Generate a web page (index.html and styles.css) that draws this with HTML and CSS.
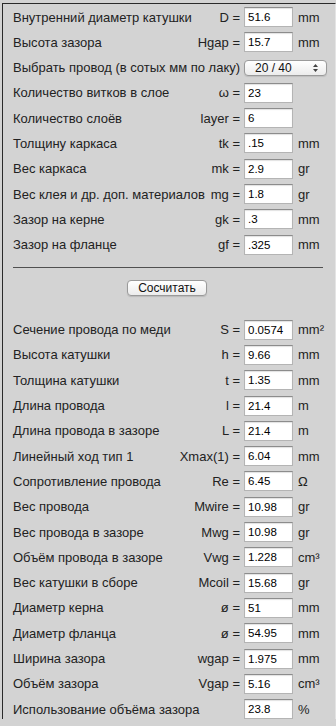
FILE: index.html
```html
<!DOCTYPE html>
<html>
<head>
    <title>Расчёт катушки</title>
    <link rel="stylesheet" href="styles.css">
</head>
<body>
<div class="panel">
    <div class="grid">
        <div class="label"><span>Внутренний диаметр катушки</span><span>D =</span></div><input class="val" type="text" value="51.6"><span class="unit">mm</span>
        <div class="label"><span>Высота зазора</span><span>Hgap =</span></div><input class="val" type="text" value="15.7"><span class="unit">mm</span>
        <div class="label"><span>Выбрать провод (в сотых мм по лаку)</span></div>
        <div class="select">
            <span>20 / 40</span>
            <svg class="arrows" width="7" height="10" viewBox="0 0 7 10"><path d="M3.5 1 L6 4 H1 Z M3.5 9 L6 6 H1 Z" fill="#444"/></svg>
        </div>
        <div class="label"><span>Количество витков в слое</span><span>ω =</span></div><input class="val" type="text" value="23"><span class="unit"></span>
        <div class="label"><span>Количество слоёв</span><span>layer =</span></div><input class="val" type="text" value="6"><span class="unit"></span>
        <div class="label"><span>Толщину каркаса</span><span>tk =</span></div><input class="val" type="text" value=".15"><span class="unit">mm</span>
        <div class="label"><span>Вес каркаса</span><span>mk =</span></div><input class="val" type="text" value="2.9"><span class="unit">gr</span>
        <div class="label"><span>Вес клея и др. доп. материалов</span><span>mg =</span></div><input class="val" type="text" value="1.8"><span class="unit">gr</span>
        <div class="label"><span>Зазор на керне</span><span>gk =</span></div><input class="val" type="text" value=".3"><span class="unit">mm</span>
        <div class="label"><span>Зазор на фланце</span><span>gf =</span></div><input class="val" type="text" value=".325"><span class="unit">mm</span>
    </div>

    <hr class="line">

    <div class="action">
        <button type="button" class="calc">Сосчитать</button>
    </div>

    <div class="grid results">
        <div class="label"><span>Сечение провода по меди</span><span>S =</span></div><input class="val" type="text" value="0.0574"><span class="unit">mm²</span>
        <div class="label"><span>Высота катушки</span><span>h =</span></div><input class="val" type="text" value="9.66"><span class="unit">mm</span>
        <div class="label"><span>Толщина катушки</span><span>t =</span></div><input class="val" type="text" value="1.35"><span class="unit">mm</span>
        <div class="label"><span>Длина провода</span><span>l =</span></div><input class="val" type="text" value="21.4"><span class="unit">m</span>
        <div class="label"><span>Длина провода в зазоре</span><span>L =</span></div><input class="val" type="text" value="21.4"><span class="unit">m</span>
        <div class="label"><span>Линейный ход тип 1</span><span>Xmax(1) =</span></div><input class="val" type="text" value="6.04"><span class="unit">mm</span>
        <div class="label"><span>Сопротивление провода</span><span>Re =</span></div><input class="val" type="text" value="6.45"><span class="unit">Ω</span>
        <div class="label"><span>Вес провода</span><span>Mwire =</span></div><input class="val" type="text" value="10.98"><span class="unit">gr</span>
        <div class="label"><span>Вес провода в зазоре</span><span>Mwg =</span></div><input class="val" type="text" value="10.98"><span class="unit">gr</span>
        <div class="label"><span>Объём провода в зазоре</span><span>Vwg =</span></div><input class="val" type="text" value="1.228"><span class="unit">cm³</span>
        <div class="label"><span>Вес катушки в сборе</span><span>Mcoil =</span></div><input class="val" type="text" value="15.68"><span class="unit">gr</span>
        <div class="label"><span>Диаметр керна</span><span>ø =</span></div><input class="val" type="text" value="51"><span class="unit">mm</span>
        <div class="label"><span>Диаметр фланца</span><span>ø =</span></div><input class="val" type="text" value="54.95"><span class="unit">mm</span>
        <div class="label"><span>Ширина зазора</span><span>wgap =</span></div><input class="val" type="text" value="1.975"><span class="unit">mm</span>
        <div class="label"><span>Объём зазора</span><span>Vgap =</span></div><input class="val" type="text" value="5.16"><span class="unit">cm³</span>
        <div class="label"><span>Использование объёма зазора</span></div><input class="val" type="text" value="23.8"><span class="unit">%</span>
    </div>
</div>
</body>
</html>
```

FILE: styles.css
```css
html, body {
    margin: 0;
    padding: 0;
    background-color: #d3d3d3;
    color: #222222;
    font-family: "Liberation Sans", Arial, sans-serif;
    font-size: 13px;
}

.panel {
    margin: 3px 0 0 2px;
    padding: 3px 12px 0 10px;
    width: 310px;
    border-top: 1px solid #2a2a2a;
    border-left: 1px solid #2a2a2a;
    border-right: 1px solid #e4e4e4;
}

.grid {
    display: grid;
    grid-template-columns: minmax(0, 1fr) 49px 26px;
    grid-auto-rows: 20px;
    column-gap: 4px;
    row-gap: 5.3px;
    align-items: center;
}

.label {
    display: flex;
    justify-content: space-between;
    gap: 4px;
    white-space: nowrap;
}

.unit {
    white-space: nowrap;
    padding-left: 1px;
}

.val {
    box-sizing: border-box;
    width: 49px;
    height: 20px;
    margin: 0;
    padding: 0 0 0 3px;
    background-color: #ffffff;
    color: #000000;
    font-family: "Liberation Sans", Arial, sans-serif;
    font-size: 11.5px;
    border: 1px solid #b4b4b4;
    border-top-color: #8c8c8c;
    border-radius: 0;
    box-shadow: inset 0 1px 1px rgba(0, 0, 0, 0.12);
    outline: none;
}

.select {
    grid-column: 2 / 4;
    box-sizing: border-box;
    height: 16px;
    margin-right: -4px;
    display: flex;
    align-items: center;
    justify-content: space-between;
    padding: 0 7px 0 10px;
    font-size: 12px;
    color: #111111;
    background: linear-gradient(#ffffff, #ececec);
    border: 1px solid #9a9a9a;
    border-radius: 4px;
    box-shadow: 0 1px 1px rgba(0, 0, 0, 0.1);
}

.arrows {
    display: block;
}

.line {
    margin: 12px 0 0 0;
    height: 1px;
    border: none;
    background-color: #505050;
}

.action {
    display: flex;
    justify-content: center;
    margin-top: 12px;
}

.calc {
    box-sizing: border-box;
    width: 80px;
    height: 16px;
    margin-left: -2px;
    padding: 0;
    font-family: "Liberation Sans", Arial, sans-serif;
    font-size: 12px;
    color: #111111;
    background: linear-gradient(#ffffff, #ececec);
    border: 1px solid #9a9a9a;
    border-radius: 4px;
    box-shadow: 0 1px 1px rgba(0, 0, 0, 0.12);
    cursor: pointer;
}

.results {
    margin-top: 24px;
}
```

____

▸ Aim
Search the data above for lines holding "index" and copy each of them.

▸ Correct answer
Generate a web page (index.html and styles.css) that draws this with HTML and CSS.
FILE: index.html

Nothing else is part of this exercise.